*** GIVEN INFORMATION
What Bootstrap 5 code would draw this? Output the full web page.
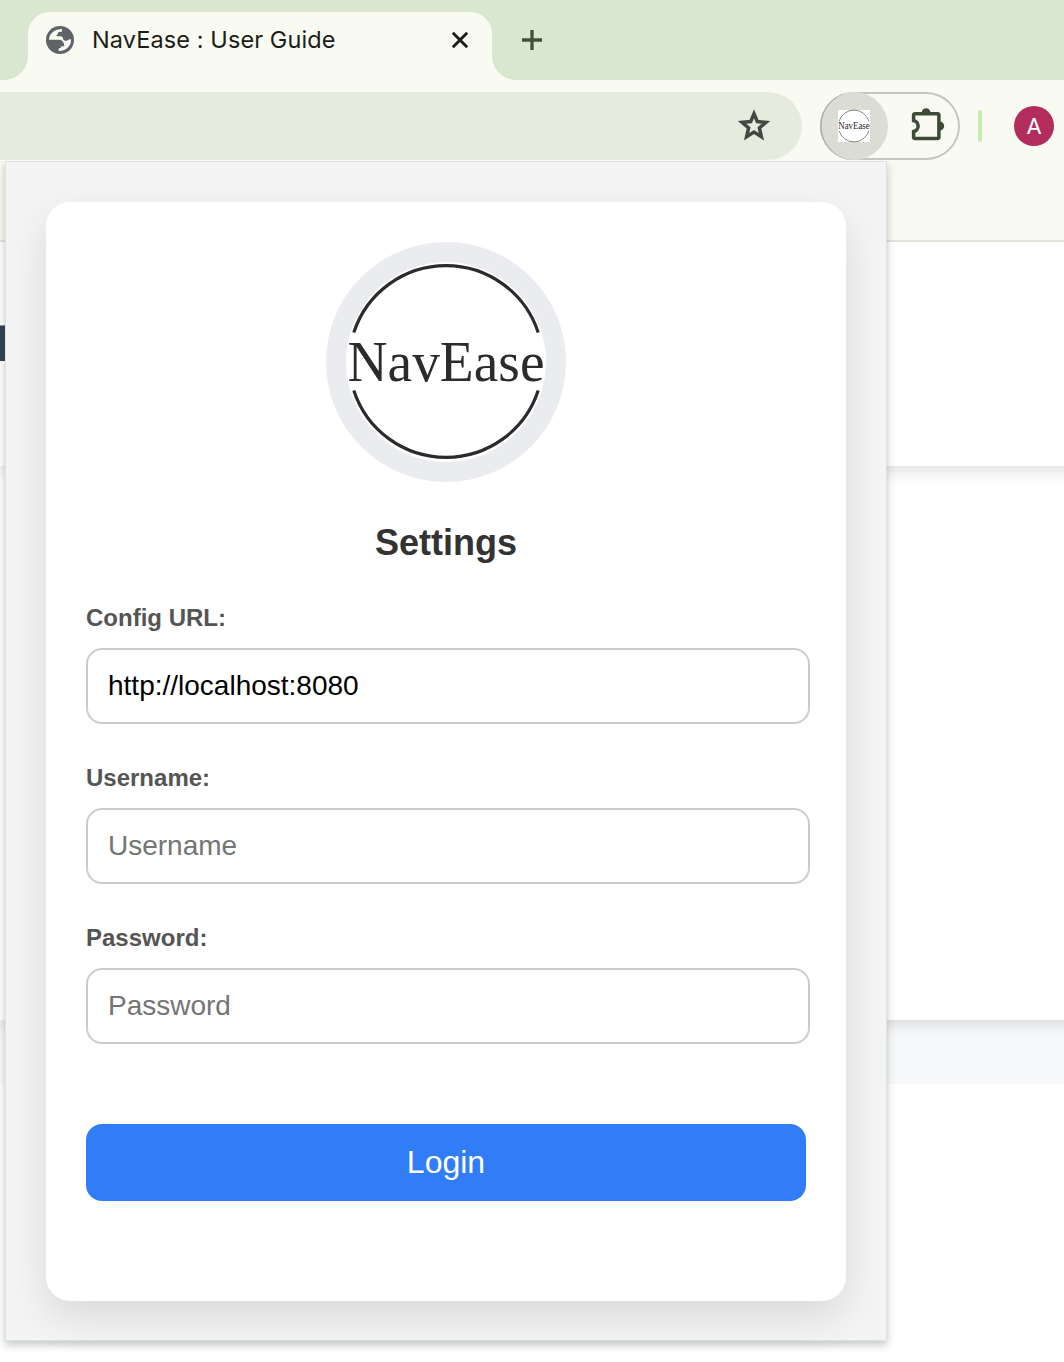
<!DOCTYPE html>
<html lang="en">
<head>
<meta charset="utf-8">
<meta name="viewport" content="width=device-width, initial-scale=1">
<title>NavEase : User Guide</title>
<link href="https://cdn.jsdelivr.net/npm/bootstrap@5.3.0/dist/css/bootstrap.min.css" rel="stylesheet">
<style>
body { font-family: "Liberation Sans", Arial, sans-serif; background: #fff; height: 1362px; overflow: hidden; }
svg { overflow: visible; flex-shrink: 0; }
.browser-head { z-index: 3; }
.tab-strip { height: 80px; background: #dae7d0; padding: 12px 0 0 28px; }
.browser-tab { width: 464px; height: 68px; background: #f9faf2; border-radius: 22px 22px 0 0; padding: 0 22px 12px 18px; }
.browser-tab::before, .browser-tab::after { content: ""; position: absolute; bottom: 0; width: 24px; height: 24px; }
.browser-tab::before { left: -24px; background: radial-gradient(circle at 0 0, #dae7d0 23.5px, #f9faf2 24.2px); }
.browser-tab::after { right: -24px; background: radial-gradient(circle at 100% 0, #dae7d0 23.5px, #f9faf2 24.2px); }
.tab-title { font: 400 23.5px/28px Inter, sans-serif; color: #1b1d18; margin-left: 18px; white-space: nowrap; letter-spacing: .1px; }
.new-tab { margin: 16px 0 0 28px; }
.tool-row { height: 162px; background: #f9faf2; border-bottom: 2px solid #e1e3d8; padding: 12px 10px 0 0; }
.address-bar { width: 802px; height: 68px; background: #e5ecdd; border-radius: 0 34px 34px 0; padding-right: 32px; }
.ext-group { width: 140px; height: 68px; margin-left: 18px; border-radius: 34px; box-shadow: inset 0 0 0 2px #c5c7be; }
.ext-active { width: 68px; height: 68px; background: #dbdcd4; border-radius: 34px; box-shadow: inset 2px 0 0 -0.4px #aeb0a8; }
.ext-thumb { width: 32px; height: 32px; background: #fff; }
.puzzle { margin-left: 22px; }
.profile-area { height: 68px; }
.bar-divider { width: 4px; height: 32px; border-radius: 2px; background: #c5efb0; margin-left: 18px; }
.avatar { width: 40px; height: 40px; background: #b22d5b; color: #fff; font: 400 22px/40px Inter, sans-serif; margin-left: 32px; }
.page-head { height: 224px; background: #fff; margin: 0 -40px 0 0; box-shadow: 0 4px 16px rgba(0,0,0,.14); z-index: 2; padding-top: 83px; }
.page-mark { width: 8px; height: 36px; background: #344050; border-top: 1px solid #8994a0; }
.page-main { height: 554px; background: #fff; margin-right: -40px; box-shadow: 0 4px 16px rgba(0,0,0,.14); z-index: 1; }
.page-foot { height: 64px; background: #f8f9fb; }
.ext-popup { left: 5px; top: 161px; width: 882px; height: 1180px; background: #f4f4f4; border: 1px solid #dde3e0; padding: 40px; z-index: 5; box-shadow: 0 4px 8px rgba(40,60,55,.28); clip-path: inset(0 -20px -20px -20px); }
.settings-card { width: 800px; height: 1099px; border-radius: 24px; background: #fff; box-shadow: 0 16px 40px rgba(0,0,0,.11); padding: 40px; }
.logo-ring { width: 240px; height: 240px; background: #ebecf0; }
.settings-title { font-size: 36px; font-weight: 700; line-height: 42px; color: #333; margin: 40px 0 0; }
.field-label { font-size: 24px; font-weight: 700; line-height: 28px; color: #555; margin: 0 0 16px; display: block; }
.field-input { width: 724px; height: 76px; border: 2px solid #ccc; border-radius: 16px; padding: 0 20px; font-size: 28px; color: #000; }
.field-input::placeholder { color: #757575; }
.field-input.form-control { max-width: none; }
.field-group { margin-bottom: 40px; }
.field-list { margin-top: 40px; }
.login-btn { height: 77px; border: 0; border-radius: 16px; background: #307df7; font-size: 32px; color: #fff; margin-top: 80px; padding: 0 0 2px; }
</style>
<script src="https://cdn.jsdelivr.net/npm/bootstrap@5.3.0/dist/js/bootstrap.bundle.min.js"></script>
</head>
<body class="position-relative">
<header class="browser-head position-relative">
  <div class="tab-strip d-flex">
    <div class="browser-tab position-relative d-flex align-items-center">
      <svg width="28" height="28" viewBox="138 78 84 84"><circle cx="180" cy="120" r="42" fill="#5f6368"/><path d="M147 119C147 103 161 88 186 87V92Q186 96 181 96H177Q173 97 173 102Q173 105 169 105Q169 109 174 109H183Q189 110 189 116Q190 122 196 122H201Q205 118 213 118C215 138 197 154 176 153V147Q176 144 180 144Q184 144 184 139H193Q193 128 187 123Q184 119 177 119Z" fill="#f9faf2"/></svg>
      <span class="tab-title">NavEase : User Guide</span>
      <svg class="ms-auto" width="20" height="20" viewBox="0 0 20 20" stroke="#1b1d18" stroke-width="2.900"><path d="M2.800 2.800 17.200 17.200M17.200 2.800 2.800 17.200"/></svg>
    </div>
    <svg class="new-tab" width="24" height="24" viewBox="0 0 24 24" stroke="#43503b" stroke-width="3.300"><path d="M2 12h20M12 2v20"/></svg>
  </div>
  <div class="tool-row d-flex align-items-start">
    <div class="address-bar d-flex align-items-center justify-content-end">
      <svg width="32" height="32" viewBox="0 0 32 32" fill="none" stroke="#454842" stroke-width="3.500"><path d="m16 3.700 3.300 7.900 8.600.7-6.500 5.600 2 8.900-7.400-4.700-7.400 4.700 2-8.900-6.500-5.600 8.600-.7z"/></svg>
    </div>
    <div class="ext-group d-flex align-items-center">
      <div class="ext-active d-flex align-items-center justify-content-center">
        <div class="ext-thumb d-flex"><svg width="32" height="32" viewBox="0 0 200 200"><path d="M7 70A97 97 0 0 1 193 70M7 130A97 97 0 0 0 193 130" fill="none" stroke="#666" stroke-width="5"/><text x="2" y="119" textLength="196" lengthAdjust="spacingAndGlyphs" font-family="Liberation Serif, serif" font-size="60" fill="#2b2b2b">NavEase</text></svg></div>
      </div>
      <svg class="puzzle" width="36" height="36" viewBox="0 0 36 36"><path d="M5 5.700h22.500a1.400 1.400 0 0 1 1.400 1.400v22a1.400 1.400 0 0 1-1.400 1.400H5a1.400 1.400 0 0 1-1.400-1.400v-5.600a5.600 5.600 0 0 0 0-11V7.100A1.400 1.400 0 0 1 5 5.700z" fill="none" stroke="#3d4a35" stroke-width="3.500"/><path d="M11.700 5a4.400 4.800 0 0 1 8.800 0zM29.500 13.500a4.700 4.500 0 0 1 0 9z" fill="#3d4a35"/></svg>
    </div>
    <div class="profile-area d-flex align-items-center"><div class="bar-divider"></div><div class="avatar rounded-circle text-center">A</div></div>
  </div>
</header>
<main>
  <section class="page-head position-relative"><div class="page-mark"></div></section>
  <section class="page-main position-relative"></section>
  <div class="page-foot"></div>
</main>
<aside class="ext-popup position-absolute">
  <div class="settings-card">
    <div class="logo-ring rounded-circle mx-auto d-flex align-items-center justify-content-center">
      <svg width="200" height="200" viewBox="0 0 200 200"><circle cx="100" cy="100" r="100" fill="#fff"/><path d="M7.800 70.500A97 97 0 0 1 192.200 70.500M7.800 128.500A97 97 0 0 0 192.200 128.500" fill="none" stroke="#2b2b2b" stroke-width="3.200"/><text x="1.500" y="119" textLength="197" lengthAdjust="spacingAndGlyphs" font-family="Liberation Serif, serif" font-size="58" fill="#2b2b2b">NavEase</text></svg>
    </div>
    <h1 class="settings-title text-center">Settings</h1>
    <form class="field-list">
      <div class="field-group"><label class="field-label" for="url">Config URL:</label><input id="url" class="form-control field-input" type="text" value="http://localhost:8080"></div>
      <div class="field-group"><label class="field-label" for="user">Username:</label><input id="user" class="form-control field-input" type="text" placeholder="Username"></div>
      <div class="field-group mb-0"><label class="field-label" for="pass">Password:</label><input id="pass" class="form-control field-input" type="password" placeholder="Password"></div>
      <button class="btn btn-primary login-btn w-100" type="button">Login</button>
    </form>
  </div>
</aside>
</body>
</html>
******
• [EXERCISE INSTRUCTIONS] Copy out all lines where the word "page" appears.

• [EXERCISE RESULT]
What Bootstrap 5 code would draw this? Output the full web page.
.page-head { height: 224px; background: #fff; margin: 0 -40px 0 0; box-shadow: 0 4px 16px rgba(0,0,0,.14); z-index: 2; padding-top: 83px; }
.page-mark { width: 8px; height: 36px; background: #344050; border-top: 1px solid #8994a0; }
.page-main { height: 554px; background: #fff; margin-right: -40px; box-shadow: 0 4px 16px rgba(0,0,0,.14); z-index: 1; }
.page-foot { height: 64px; background: #f8f9fb; }
  <section class="page-head position-relative"><div class="page-mark"></div></section>
  <section class="page-main position-relative"></section>
  <div class="page-foot"></div>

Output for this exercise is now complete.